Spend time in Nature

There is something sacred and healing about connecting to mother earth, the source of all living things. Spending time in nature has been proven to boost mood feelings of happiness. Being in nature is also very grounding, taking scattered thoughts and bringing them back down to the earth.  

Try: going for a daily walk in nature if you are able, or sit outdoors in the sunlight. Take off your shoes, allow your feet to feel the grass or earth. If you are able, try growing a garden! This can be as small as a planter on a balcony, a plant inside your home or room, or as large as a backyard garden.  


A diet rich in whole foods including vegetables, fruits, nuts, seeds, and healthy protein sources is essential in aging gracefully.


Nuts: contain mono and polyunsaturated fats which reduce the risk of heart disease, type 2 diabetes and can delay/prevent cognitive decline


Berries: filled with antioxidants which reduce oxidative stress and free radical damage


Vegetables: leafy green vegetables such as spinach, collard greens, kale, as well as broccoli, Brussel sprouts, cabbage, sweet potatoes, beets, and artichoke are all wonderful options for increasing antioxidants, fiber and aiding in detoxification.


Bone Broth: rich in bioavailable minerals and collagen which powerfully aids in digestion and can improve the appearance of skin.


Wild Caught fatty fish (salmon): omega 3’s, also contains astaxanthin, a powerful antioxidant which not only reduces oxidative stress but also improves inflammation and increases good cholesterol (HDL) while reducing triglycerides.

Supportive Herbs


Ginseng: Stress reducer, increases stamina, heightened mental and physical performance

Bilberry: contains powerful antioxidants that help reduce wrinkles and scars. Also supports eye health, slowing down macular degeneration.

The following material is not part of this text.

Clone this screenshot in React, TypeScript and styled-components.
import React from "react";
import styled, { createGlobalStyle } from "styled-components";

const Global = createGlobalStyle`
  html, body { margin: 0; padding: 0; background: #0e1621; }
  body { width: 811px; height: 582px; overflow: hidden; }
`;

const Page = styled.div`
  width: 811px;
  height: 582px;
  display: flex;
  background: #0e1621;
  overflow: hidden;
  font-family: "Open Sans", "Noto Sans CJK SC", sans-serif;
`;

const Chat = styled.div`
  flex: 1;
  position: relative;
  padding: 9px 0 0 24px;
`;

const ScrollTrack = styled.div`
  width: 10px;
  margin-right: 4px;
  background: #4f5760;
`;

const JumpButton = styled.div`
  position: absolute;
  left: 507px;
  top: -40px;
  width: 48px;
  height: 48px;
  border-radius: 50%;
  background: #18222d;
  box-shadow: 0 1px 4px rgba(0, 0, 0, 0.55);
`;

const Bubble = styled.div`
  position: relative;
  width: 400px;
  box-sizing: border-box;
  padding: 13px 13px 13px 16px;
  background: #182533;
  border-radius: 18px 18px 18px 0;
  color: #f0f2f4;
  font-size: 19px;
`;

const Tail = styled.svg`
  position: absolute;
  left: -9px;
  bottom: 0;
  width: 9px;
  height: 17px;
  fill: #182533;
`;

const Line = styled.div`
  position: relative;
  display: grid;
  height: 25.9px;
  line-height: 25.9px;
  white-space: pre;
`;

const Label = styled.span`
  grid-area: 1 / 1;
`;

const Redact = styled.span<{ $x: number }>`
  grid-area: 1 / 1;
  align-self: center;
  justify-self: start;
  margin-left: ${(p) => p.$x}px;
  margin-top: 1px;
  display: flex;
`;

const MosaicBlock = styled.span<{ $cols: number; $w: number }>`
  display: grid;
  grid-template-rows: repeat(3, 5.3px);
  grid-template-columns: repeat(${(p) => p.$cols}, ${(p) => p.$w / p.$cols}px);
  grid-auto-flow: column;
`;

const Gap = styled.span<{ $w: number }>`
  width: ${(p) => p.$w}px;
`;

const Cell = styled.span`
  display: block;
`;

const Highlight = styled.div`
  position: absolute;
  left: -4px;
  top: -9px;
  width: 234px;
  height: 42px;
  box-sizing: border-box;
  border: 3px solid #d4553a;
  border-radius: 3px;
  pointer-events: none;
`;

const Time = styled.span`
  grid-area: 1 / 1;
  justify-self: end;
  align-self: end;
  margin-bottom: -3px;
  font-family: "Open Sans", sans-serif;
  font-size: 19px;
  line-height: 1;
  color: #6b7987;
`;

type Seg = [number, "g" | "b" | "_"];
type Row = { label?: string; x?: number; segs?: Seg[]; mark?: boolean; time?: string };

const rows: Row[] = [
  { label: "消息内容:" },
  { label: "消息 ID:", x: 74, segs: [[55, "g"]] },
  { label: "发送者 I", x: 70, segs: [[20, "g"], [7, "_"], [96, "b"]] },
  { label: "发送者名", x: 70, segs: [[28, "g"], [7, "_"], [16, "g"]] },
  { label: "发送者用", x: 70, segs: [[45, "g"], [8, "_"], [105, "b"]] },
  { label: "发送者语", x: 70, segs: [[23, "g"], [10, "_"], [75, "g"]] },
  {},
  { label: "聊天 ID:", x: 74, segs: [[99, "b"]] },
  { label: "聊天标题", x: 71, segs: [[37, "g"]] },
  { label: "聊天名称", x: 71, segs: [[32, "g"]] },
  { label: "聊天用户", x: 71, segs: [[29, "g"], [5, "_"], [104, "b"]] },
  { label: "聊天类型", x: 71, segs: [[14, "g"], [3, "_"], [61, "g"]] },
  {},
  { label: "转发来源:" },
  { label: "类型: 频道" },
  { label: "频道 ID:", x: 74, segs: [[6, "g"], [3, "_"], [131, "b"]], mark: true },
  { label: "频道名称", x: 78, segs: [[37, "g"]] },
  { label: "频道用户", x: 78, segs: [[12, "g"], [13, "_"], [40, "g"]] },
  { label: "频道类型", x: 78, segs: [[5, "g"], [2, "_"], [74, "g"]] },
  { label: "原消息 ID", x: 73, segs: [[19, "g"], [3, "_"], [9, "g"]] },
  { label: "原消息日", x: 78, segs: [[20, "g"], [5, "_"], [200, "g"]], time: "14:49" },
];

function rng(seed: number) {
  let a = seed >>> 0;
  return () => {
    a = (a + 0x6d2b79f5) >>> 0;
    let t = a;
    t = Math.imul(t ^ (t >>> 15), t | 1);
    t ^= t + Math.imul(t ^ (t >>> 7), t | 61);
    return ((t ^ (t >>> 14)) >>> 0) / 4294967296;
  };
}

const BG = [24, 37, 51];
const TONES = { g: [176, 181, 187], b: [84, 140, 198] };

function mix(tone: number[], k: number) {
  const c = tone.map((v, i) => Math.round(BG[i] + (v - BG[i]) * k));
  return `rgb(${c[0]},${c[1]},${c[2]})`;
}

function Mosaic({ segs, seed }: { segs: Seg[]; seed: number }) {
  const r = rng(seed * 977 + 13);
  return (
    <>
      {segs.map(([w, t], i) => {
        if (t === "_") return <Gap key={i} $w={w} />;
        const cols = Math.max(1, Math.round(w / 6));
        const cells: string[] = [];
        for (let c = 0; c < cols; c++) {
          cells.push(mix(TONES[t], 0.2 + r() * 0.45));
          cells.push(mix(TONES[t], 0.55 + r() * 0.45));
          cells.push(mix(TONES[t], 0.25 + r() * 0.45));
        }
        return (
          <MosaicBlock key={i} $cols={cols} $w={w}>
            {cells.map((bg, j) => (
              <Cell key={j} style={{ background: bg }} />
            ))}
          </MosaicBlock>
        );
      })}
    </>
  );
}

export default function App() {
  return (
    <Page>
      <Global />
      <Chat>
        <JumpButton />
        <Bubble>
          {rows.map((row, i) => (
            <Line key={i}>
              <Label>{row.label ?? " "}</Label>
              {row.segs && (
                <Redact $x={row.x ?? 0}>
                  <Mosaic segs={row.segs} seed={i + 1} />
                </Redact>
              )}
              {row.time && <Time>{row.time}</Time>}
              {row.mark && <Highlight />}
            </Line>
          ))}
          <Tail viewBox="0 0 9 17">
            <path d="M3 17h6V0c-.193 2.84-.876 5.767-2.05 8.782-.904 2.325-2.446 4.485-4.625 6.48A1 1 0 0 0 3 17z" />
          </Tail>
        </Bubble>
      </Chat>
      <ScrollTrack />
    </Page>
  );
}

Gotu Kola: wound healing, mental clarity, reduces varicose veins

Ginger: ginger is a wonderful anti-inflammatory herb and is also excellent in aiding digestion. As we age, our digestive system can slow and we may experience digestive upset. Ginger is great for stomach pain and nausea.

Try: boiling fresh ginger with honey and lemon for a soothing and nurturing tea.

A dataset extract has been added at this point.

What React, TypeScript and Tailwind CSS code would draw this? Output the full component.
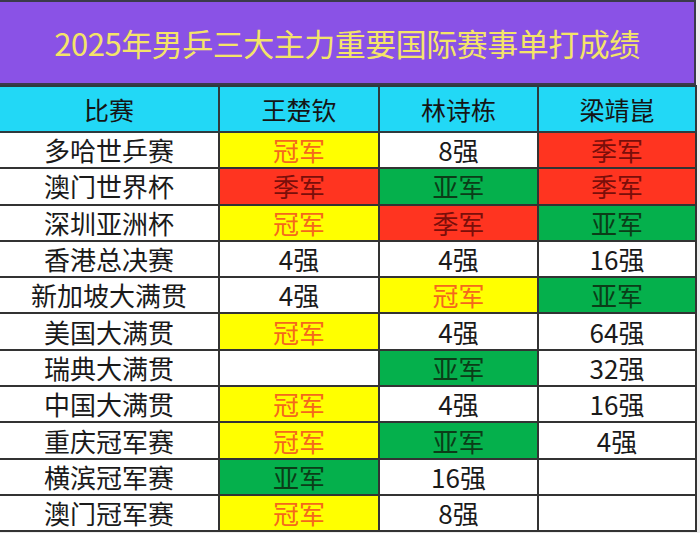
const rows: [string, string, string, string][] = [
  ["多哈世乒赛", "冠军", "8强", "季军"],
  ["澳门世界杯", "季军", "亚军", "季军"],
  ["深圳亚洲杯", "冠军", "季军", "亚军"],
  ["香港总决赛", "4强", "4强", "16强"],
  ["新加坡大满贯", "4强", "冠军", "亚军"],
  ["美国大满贯", "冠军", "4强", "64强"],
  ["瑞典大满贯", "", "亚军", "32强"],
  ["中国大满贯", "冠军", "4强", "16强"],
  ["重庆冠军赛", "冠军", "亚军", "4强"],
  ["横滨冠军赛", "亚军", "16强", ""],
  ["澳门冠军赛", "冠军", "8强", ""],
];

function cellStyle(v: string) {
  if (v === "冠军") return "bg-[#ffff00] text-[#f5681c]";
  if (v === "亚军") return "bg-[#05b04c] text-[#0b3d18]";
  if (v === "季军") return "bg-[#ff3420] text-[#7a0e0a]";
  return "bg-white text-[#1a1a1a]";
}

export default function App() {
  return (
    <div
      className="w-[700px] h-[533px] overflow-hidden bg-[#eeeeee]"
      style={{ fontFamily: '"Noto Sans CJK SC", "Noto Sans", sans-serif' }}
    >
      <div className="w-[696px]">
        <div className="h-[85px] bg-[#8a52e6] border-t-2 border-r-2 border-b-2 border-[#3a3a4a] flex items-center justify-center">
          <h1 className="text-[31px] text-[#f4e468] leading-none tracking-[-0.5px]">2025年男乒三大主力重要国际赛事单打成绩</h1>
        </div>
        <table className="border-collapse w-[696px] table-fixed">
          <colgroup>
            <col className="w-[219px]" />
            <col className="w-[160px]" />
            <col className="w-[159px]" />
            <col className="w-[158px]" />
          </colgroup>
          <thead>
            <tr className="h-[46px] bg-[#22d8f6] text-[#151515] text-[25px]">
              {["比赛", "王楚钦", "林诗栋", "梁靖崑"].map((h, i) => (
                <th
                  key={h}
                  className={`font-normal leading-none border-2 border-[#2e3a3e] ${i === 0 ? "border-l-0" : ""}`}
                >
                  {h}
                </th>
              ))}
            </tr>
          </thead>
          <tbody>
            {rows.map((r) => (
              <tr key={r[0]} className="h-[36.3px] text-[26px]">
                <td className="bg-white text-[#1a1a1a] text-center leading-none border-2 border-l-0 border-[#333]">{r[0]}</td>
                {r.slice(1).map((v, i) => (
                  <td key={i} className={`text-center leading-none border-2 border-[#333] ${cellStyle(v)}`}>
                    {v}
                  </td>
                ))}
              </tr>
            ))}
          </tbody>
        </table>
      </div>
    </div>
  );
}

Turmeric: anti-inflammatory, reduces oxidative stress and prevents tissues from damage. Can help to offset rising inflammation as we age.

Try: preparing a golden milk latte with turmeric, cinnamon, honey and a pinch of black pepper mixed with almond, coconut or cashew milk.


Ashwagandha: is an adaptogenic herb that helps the body adapt to change and stress. It’s soothing properties are excellent for aging and can be especially calming combined with magnesium.

Try: an ashwagandha supplement with magnesium.

Supportive Supplements


Apple Cider Vinegar: apple cider vinegar works in a similar way to stomach acid in the body. As we age, there is a natural decrease in the amount of stomach acid our body produces, leading to less digestive action and sometimes indigestion.

Try: taking 1 tbsp of apple cider vinegar in water before meals to stimulate the digestive action in your stomach.


Enzymes: pancreatic enzymes decrease dramatically as we age and can affect digestion and absorption. Supplement with digestive enzymes to keep absorption and assimilation running optimally.

Try: a digestive enzyme supplement directly before meals.


Antioxidant Support: antioxidants are arguably the most powerful anti-aging preventative one can consume. Invest in a broad spectrum antioxidant formula to get as many antioxidants into your system as possible

Try: an ACES+zinc supplement


Vitamin D: not only does prolong cell life and reduce the signs of biological aging, but it is also essential to the absorption of calcium which can prevent or improve osteoporosis.

Try: spending time outdoors in the sun and supplementing with at least 1000IU of vitamin D daily.


Maca: Stimulates the production and rebalancing of the steroid hormones estrogen, testosterone and progesterone. Traditionally it has been used to treat osteoporosis, menopausal symptoms, fertility, and menopausal symptoms.

Try: adding 1tsp of maca to your morning coffee or a smoothie. Please note: maca can naturally increase energy, so it is best to avoid before bedtime.